YoY. Core PATAMI increased by 212% due to higher compensation from the government for Grand Sepadu arising from the non-increase in scheduled toll rate hike as well as lower losses at SWM driven by changes in depreciation method.

YTD. Core PATAMI decreased by 9% due to (i) lower contribution from construction segment as a result of completion of new access to NNKSB in 3QFY18, (ii) slower work progress for on-going projects, (iii) higher share of losses from associate SWME attributable to change of amortisation methods and (iv) lower contribution from water segment due to higher provision of restoration cost in Langkawi operations coupled with higher chemical expenses.

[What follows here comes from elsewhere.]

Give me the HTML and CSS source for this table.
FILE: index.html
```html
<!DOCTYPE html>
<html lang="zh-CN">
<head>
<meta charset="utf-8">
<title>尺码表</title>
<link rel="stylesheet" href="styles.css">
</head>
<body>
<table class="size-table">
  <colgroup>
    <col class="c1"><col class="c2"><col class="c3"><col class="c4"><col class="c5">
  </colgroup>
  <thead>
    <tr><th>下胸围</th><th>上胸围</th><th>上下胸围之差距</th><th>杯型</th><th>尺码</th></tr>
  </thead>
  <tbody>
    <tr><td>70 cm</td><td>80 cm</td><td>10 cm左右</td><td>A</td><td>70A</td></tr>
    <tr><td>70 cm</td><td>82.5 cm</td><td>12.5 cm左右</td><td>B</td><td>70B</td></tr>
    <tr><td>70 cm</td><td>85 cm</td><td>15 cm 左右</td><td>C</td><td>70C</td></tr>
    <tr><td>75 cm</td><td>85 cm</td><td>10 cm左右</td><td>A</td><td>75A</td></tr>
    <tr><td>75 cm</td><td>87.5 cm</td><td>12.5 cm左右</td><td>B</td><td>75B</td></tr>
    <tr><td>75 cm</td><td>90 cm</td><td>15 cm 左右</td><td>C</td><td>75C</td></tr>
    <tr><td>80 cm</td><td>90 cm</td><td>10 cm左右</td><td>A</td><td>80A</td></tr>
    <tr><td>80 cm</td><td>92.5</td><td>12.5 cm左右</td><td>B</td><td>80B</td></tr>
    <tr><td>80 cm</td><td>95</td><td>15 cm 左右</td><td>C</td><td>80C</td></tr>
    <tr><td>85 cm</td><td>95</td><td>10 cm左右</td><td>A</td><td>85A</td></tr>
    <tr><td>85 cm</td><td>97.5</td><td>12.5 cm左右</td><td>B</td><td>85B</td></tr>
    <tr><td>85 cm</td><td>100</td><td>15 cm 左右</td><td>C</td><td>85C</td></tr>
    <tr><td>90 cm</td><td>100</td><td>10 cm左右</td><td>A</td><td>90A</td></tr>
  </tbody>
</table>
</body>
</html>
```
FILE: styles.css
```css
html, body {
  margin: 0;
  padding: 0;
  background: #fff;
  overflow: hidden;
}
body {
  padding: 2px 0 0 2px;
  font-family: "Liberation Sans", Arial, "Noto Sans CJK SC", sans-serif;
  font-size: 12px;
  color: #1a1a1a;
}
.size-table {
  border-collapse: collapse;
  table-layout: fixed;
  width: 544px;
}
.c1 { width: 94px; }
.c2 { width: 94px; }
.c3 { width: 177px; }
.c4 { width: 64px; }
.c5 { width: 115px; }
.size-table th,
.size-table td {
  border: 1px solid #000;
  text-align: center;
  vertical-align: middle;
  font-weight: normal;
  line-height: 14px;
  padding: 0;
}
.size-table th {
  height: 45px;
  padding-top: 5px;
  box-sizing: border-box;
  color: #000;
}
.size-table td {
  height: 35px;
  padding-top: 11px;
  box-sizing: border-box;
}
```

SPLASH receivables. The total securitisation sum of SPLASH receivables is RM660m. Management guided that the amount will be deployed through sustainably higher dividend payouts and potential M&A opportunities. The potential quantum of increase in dividends was guided to be “double digits in percentage”.

Langkawi. Negotiation to extend concession for Langkawi’s water treatment plant is still ongoing and there would be more clarity towards year end. We understand that capital expenditure to increase water production capacity would be required in order to extend the concession period that is expiring in October 2020.

Forecast. Maintain forecast as earnings beat is due to timing of changes in BSR rates during the year.

Maintain BUY, TP: RM1.02. Maintain BUY with same SOP-driven TP of RM1.02. We like the stock for its defensive earnings profile and potential upside to our estimated dividend yield of 7.2% for both FY20-21.